東京を離れて田舎に住む、小さなお店をはじめる、
流行りのライフスタイル提案的なお仕事をする…。
ぽろぽろと、アイデアは出ましたが、
何度かミーティングを重ねるうちに、僕らは気づきました。
アイデアはありきたりで、漠然としていて、自分たちがぜんぜんノッていないことに。
自分たちが「やりたいこと」を考えているはずなのに、
ミーティングが進むほど、どういうわけか、話は小さく、夢のない話になっていくのでした。
僕らは肝心の、「ほんとにやりたいこと」とはなんなのか?
自分たち自身がわかっていなかったのです。
今まで僕らは、本当はどんな仕事をしたいのか?
真剣に考えたことがなかったのです。
僕らは、ガクゼンとしましたが、
そこでいったん、ミーティングのテーマをリセットすることにしました。
生活費を稼ぐことを横に置き、やりたいことだけ挙げるとするならば、
何をしてみたいか?
僕の奥さんはこう言いました。
「世界を放浪してみたい!」
確かに、以前から(結婚する前からです)、奥さんはよくそう言っていました。
世界を放浪??僕は正直、思いがけないその提案にとまどいました。
「世界を放浪って、1ヶ月とか2ヶ月とか?」と、僕がたずねると、
「1年ぐらい!?」と、奥さんは言いました。
奥さんのその提案は、
僕には思いもよらぬアイデアでしたが、
すぐに、これはひょっとして、素晴らしいアイデアなんじゃないか!と思い、
「よし、じゃあ、世界一周に行こう!」と、その話にノリました。
そうと決めた瞬間、
モヤ~っとしていた目の前の霧が、一気に晴れた気がしました。

1年かけての世界一周旅行!
テレビや雑誌で見るだけで、いつか行ってみたいと思うだけだった世界の国々。
そこに行くチャンスは、確かに今しかないかもしれません。
僕らは夫婦で、多少の貯金があって、
子供がいなくて、しかも僕は会社を辞めるのです。
世界一周にこれほど都合が良い条件も、なかなか揃うものではありません。
そもそも僕は、カヌーイストの野田知祐さんの本や、
冒険家の椎名誠さんの本が好きでよく読んでいたのでした。
通勤中の電車で、野田さんが描くアラスカに想いを馳せるのは、
実に心地よい現実逃避でした。
中学生の頃は、椎名誠さんの本を片っ端から読んでいたましたし、
星野道夫さんの本や、石川直樹さんの本など、
僕は、旅行記や極地紀行の本がとても好きだったのです。
今回は、アラスカにもパタゴニアにも行かないかも知れないけれど、
「いま」なら、本物の世界一周旅行が可能なのです。
僕は、ふと思い出して、iPhoneにメモしておいた、
“Think Groval, Act Local” という言葉をノートに書きました。

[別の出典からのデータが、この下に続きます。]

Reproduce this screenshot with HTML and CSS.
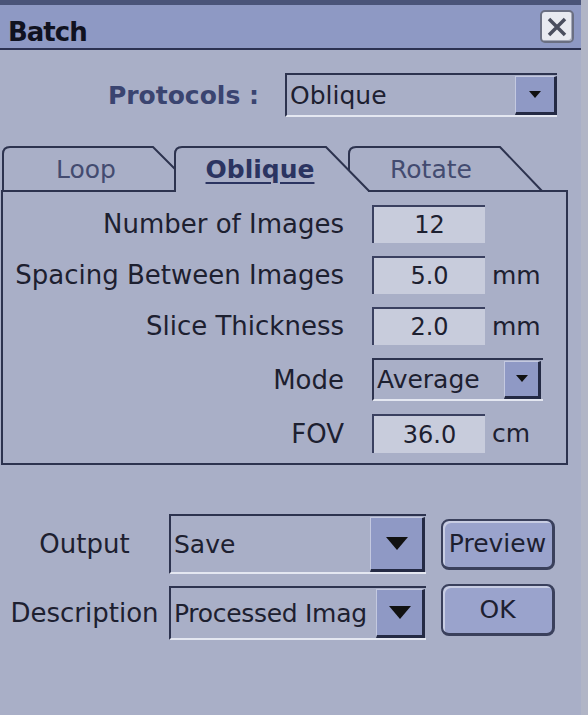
FILE: index.html
```html
<!DOCTYPE html>
<html lang="en">
<head>
    <meta charset="UTF-8">
    <meta name="viewport" content="width=device-width, initial-scale=1.0">
    <title>Batch</title>
    <link rel="stylesheet" href="styles.css">
</head>
<body>
    <div class="window">
        <header class="titlebar">
            <span class="title">Batch</span>
            <span class="close">
                <svg width="22" height="22" viewBox="0 0 22 22">
                    <path d="M3,3 L19,19 M19,3 L3,19" stroke="#4a4e5e" stroke-width="3.5" fill="none"/>
                </svg>
            </span>
        </header>

        <div class="protocol-row">
            <span class="protocol-label">Protocols :</span>
            <div class="combo combo-protocol">
                <span class="combo-text">Oblique</span>
                <span class="combo-arrow">
                    <svg width="12" height="8" viewBox="0 0 12 8"><polygon points="0,0 12,0 6,7" fill="#111"/></svg>
                </span>
            </div>
        </div>

        <div class="tabstrip">
            <svg class="tab-shapes" width="581" height="48" viewBox="0 0 581 48">
                <path d="M3,48 V10 Q3,3 10,3 H153 L198,48" fill="#a9afc7" stroke="#2d334f" stroke-width="2"/>
                <path d="M349,48 V10 Q349,3 356,3 H500 L542,47" fill="#a9afc7" stroke="#2d334f" stroke-width="2"/>
                <path d="M1,47 H177 M368,47 H568" stroke="#2d334f" stroke-width="2" fill="none"/>
                <path d="M175,48 V10 Q175,3 182,3 H326 L369,47 V48" fill="#a9afc7" stroke="#2d334f" stroke-width="2"/>
            </svg>
            <div class="tab-labels">
                <span class="tab tab-loop">Loop</span>
                <span class="tab tab-oblique tab-active">Oblique</span>
                <span class="tab tab-rotate">Rotate</span>
            </div>
        </div>

        <div class="panel">
            <div class="field-row">
                <span class="field-label">Number of Images</span>
                <span class="field">12</span>
            </div>
            <div class="field-row">
                <span class="field-label">Spacing Between Images</span>
                <span class="field">5.0</span>
                <span class="unit">mm</span>
            </div>
            <div class="field-row">
                <span class="field-label">Slice Thickness</span>
                <span class="field">2.0</span>
                <span class="unit">mm</span>
            </div>
            <div class="field-row row-mode">
                <span class="field-label">Mode</span>
                <div class="combo combo-mode">
                    <span class="combo-text">Average</span>
                    <span class="combo-arrow">
                        <svg width="12" height="8" viewBox="0 0 12 8"><polygon points="0,0 12,0 6,7" fill="#111"/></svg>
                    </span>
                </div>
            </div>
            <div class="field-row row-fov">
                <span class="field-label">FOV</span>
                <span class="field">36.0</span>
                <span class="unit">cm</span>
            </div>
        </div>

        <div class="bottom">
            <div class="bottom-row">
                <span class="bottom-label">Output</span>
                <div class="combo combo-output">
                    <span class="combo-text">Save</span>
                    <span class="combo-arrow">
                        <svg width="22" height="13" viewBox="0 0 22 13"><polygon points="0,0 22,0 11,13" fill="#111"/></svg>
                    </span>
                </div>
                <button class="btn btn-preview">Preview</button>
            </div>
            <div class="bottom-row">
                <span class="bottom-label">Description</span>
                <div class="combo combo-desc">
                    <span class="combo-text combo-text-tight">Processed Imag</span>
                    <span class="combo-arrow">
                        <svg width="22" height="13" viewBox="0 0 22 13"><polygon points="0,0 22,0 11,13" fill="#111"/></svg>
                    </span>
                </div>
                <button class="btn btn-ok">OK</button>
            </div>
        </div>
    </div>
</body>
</html>
```

FILE: styles.css
```css
body {
    margin: 0;
    background-color: #a9afc7;
    font-family: 'DejaVu Sans', sans-serif;
    color: #1d2030;
}
.window {
    width: 581px;
    height: 715px;
    border-right: 7px solid #b1b5c6;
    display: flex;
    flex-direction: column;
}
.titlebar {
    height: 43px;
    background-color: #8e99c4;
    border-top: 5px solid #4a5479;
    border-bottom: 2px solid #2c3252;
    display: flex;
    justify-content: space-between;
    align-items: flex-start;
}
.title {
    margin: 12px 0 0 8px;
    font-size: 26px;
    font-weight: bold;
    letter-spacing: -1px;
    line-height: 30px;
    color: #101220;
}
.close {
    margin: 5px 7px 0 0;
    width: 34px;
    height: 33px;
    box-sizing: border-box;
    background-color: #e8eaf0;
    border: 2px solid #6a6f82;
    border-radius: 5px;
    box-shadow: inset -1px -1px 0 #a4a8b8;
    display: flex;
    align-items: center;
    justify-content: center;
}
.protocol-row {
    display: flex;
    justify-content: flex-end;
    align-items: center;
    margin-top: 23px;
    padding-right: 24px;
}
.protocol-label {
    font-weight: bold;
    font-size: 25px;
    color: #3a4470;
    margin-right: 26px;
}
.combo {
    box-sizing: border-box;
    display: flex;
    border-top: 2px solid #2d334f;
    border-left: 2px solid #2d334f;
    border-bottom: 2px solid #e4e7f1;
    background-color: #a9afc7;
}
.combo-text {
    flex: 1;
    overflow: hidden;
    white-space: nowrap;
    display: flex;
    align-items: center;
    padding-left: 3px;
    font-size: 25px;
    color: #1d2030;
}
.combo-text-tight {
    letter-spacing: -0.3px;
}
.combo-arrow {
    box-sizing: border-box;
    background-color: #8f99c5;
    border-top: 1px solid #c4c9e0;
    border-left: 1px solid #c4c9e0;
    border-right: 3px solid #242a44;
    border-bottom: 3px solid #242a44;
    display: flex;
    align-items: center;
    justify-content: center;
    margin-top: 1px;
}
.combo-protocol {
    width: 272px;
    height: 44px;
}
.combo-protocol .combo-arrow {
    width: 42px;
}
.tabstrip {
    display: grid;
    margin-top: 27px;
}
.tab-shapes,
.tab-labels {
    grid-area: 1 / 1;
}
.tab-labels {
    display: flex;
    height: 48px;
    box-sizing: border-box;
    padding-top: 11px;
    font-size: 25px;
    line-height: 30px;
}
.tab {
    text-align: center;
    color: #434b70;
}
.tab-loop {
    margin-left: 4px;
    width: 164px;
}
.tab-oblique {
    margin-left: 7px;
    width: 170px;
}
.tab-rotate {
    margin-left: 3px;
    width: 166px;
}
.tab-active {
    font-weight: bold;
    color: #2b3461;
    text-decoration: underline;
    text-decoration-thickness: 2px;
    text-underline-offset: 4px;
}
.panel {
    margin-left: 1px;
    width: 567px;
    box-sizing: border-box;
    border: 2px solid #2d334f;
    border-top: none;
    padding: 13px 0 10px;
    display: flex;
    flex-direction: column;
    gap: 13px;
}
.field-row {
    display: flex;
    align-items: center;
    height: 38px;
}
.row-mode {
    height: 43px;
}
.row-fov {
    height: 39px;
}
.field-label {
    width: 341px;
    text-align: right;
    font-size: 26px;
}
.field {
    margin-left: 28px;
    width: 113px;
    height: 100%;
    box-sizing: border-box;
    background-color: #c8ccdc;
    border-top: 2px solid #3a4060;
    border-left: 2px solid #3a4060;
    display: flex;
    align-items: center;
    justify-content: center;
    font-size: 24px;
}
.unit {
    margin-left: 7px;
    font-size: 25px;
}
.combo-mode {
    margin-left: 28px;
    width: 171px;
    height: 43px;
}
.combo-mode .combo-arrow {
    width: 37px;
    margin-right: 2px;
}
.bottom {
    margin-top: 49px;
    display: flex;
    flex-direction: column;
    gap: 12px;
}
.bottom-row {
    display: flex;
    align-items: center;
}
.bottom-label {
    width: 169px;
    text-align: center;
    font-size: 26px;
}
.combo-output {
    width: 257px;
    height: 60px;
}
.combo-output .combo-arrow {
    width: 55px;
    margin-right: 1px;
}
.combo-desc {
    width: 257px;
    height: 54px;
}
.combo-desc .combo-arrow {
    width: 49px;
    margin-right: 1px;
}
.btn {
    margin-left: 15px;
    width: 114px;
    box-sizing: border-box;
    background-color: #9aa3cc;
    border: 2px solid #3a405c;
    border-right-width: 3px;
    border-bottom-width: 3px;
    border-radius: 8px;
    box-shadow: inset 2px 2px 0 #c8cde3;
    font-family: 'DejaVu Sans', sans-serif;
    font-size: 25px;
    color: #1d2030;
    padding: 0;
}
.btn-preview {
    height: 51px;
}
.btn-ok {
    height: 52px;
    margin-top: -6px;
}
```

ひと昔前に、“グローカル”という言葉が流行ったのだそうで、
古臭いキーワードだったのでしょうが、その時の話の流れにぴったり来る気がしたのです。
これをメモした時、僕は、“Act Local”という言葉の後半に、なるほどと思ったのです。
自分にとって、“Local(地元)”とは何処か。
何かを始めるときは、“Local”を定めなくてはならないのだな、とメモしたのでした。

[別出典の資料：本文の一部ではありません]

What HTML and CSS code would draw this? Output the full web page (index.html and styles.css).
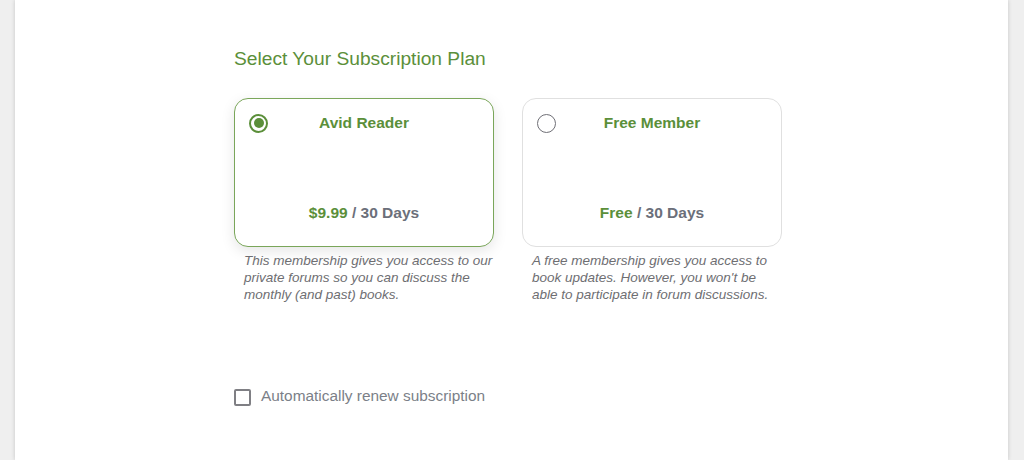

そして前半の、“Think Groval”が、「世界を放浪してみたい」という奥さんの言葉に
そのままあてはまるじゃないか、と思ったのです。
僕らは、やりたいことをやるにしても、
「何」を、「どこ」でやりたいのかが、まだわかっていないのだから、
とりあえず、世界一周してみて、それを考えよう。
世界一周旅行は、100%遊びで浪費だけど、
帰ってくるまでに僕らは、それを決定しなくてはならない、
ということを2人で決めました。
僕らは、やるべきことが決まった爽快感を感じていました。
こうして僕らは、世界一周にいってみることにしたのです。